Quantization#

In this notebook we demonstrate how models can be quantized to save memory. Note that the quantized model is not just smaller but may also perform worse.

Read more

from transformers import AutoModelForCausalLM, AutoTokenizer, BitsAndBytesConfig
from utilities import calculate_model_memory_in_gb
import torch
import numpy as np
model_name = "google/gemma-2b-it"

This is the very normal way to load a model from Huggingface. Note that we specify to store the model in RAM, and not in GPU memory. This makes sense as we do not plan to run the model, and CPU typically has access to more memory.

model = AutoModelForCausalLM.from_pretrained(
    model_name,
    device_map="cpu"
)
`config.hidden_act` is ignored, you should use `config.hidden_activation` instead.
Gemma's activation function will be set to `gelu_pytorch_tanh`. Please, use
`config.hidden_activation` if you want to override this behaviour.
See https://github.com/huggingface/transformers/pull/29402 for more details.

We can then determine the model size in memory:

calculate_model_memory_in_gb(model)
9.336219787597656

8-bit quantization#

We will now load the model again with a defined 8-bit quantization configuration.

bnb_config = BitsAndBytesConfig(
    load_in_8bit=True
)
quantized_model = AutoModelForCausalLM.from_pretrained(
    model_name,
    quantization_config=bnb_config,
    device_map="cpu"
)
calculate_model_memory_in_gb(quantized_model)
4.668109893798828

Apparently, quantization is implemented differently for CPU and GPU devices. If we load the model into GPU-memory, its size is different.

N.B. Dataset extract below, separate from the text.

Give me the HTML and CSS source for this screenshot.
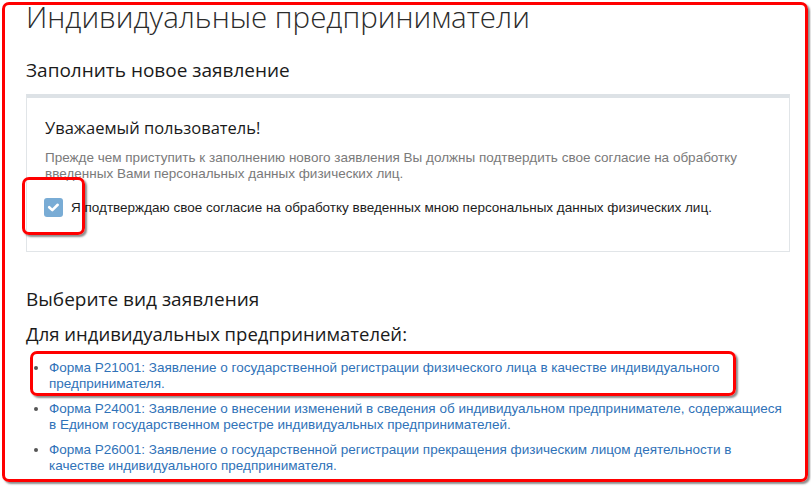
FILE: index.html
```html
<!DOCTYPE html>
<html lang="ru">
<head>
<meta charset="utf-8">
<title>Индивидуальные предприниматели</title>
<link rel="stylesheet" href="styles.css">
</head>
<body>
<main class="page">
  <h1 class="title">Индивидуальные предприниматели</h1>
  <h2 class="section-title">Заполнить новое заявление</h2>
  <section class="notice">
    <h3 class="notice-title">Уважаемый пользователь!</h3>
    <p class="notice-text">Прежде чем приступить к заполнению нового заявления Вы должны подтвердить свое согласие на обработку введенных Вами персональных данных физических лиц.</p>
    <label class="consent">
      <span class="checkbox">
        <svg width="19" height="19" viewBox="0 0 19 19"><path d="M5.2 9.2 L8.3 12.1 L13.7 6.8" fill="none" stroke="#fff" stroke-width="2.6" stroke-linecap="round" stroke-linejoin="round"/></svg>
      </span>
      <span class="consent-text">Я подтверждаю свое согласие на обработку введенных мною персональных данных физических лиц.</span>
    </label>
  </section>
  <h2 class="section-title choose">Выберите вид заявления</h2>
  <h3 class="group-title">Для индивидуальных предпринимателей:</h3>
  <ul class="forms">
    <li><a href="#">Форма Р21001: Заявление о государственной регистрации физического лица в качестве индивидуального предпринимателя.</a></li>
    <li><a href="#">Форма Р24001: Заявление о внесении изменений в сведения об индивидуальном предпринимателе, содержащиеся в Едином государственном реестре индивидуальных предпринимателей.</a></li>
    <li><a href="#">Форма Р26001: Заявление о государственной регистрации прекращения физическим лицом деятельности в качестве индивидуального предпринимателя.</a></li>
  </ul>
</main>
<div class="mark mark-page"></div>
<div class="mark mark-check"></div>
<div class="mark mark-item"></div>
</body>
</html>
```

FILE: styles.css
```css
html, body {
  margin: 0;
  padding: 0;
  background: #fff;
}
body {
  width: 811px;
  height: 487px;
  overflow: hidden;
  position: relative;
  font-family: "Liberation Sans", Arial, sans-serif;
}
.page {
  padding: 0 21px 0 26px;
}
.title {
  margin: 0;
  font-family: "Open Sans", sans-serif;
  font-weight: 300;
  font-size: 29.5px;
  line-height: 34px;
  color: #2b2b2b;
}
.section-title {
  margin: 24px 0 0;
  font-family: "Open Sans", sans-serif;
  font-weight: 400;
  font-size: 19px;
  line-height: 24px;
  color: #1a1a1a;
}
.notice {
  margin-top: 12px;
  border: 1px solid #e1e5e8;
  border-top: 4px solid #dde2e6;
  padding: 19px 18px 34px;
}
.notice-title {
  margin: 0;
  font-family: "Open Sans", sans-serif;
  font-weight: 400;
  font-size: 16.5px;
  line-height: 22px;
  color: #1a1a1a;
}
.notice-text {
  margin: 11px 0 0;
  font-size: 13.5px;
  line-height: 16px;
  color: #7a7a7a;
}
.consent {
  margin-top: 16px;
  display: flex;
  align-items: center;
  gap: 8px;
  font-size: 13.5px;
  line-height: 16px;
  color: #1c1c1c;
}
.checkbox {
  margin-left: -1px;
  width: 19px;
  height: 19px;
  border-radius: 3px;
  background: #79acd5;
  display: block;
}
.checkbox svg {
  display: block;
}
.choose {
  margin-top: 35px;
}
.group-title {
  margin: 10px 0 0;
  font-family: "Open Sans", sans-serif;
  font-weight: 400;
  font-size: 18.5px;
  line-height: 26px;
  color: #1a1a1a;
}
.forms {
  margin: 13px 0 0;
  padding: 0 0 0 23px;
  font-size: 13.5px;
  line-height: 16px;
}
.forms li {
  margin-bottom: 9px;
}
.forms li::marker {
  color: #555;
}
.forms a {
  color: #2f72b8;
  text-decoration: none;
}
.mark {
  position: absolute;
  border: 3px solid #f00;
  border-radius: 7px;
  box-shadow: 2px 2px 2px rgba(0, 0, 0, 0.45);
  box-sizing: border-box;
  pointer-events: none;
}
.mark-page {
  left: 2px;
  top: 2px;
  width: 806px;
  height: 480px;
}
.mark-check {
  left: 22px;
  top: 177px;
  width: 63px;
  height: 58px;
}
.mark-item {
  left: 30px;
  top: 351px;
  width: 706px;
  height: 45px;
}
```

quantized_gpu_model = AutoModelForCausalLM.from_pretrained(
    model_name,
    quantization_config=bnb_config,
    device_map="cuda:0"
)
calculate_model_memory_in_gb(quantized_gpu_model)
2.822406768798828

We can elaborate a bit more on this by inspecting the existing element sizes given in bytes of parameters in the models.

np.unique([p.element_size() for p in model.parameters()])
array([4])
np.unique([p.element_size() for p in quantized_model.parameters()])
array([2])
np.unique([p.element_size() for p in quantized_gpu_model.parameters()])
array([1, 2])

Exercise#

Explore alternative Quantization configurations and try to make the model as small as possible. Hint: Compare different approaches using device_map="cpu" and device_map="cuda:0" using a GPU.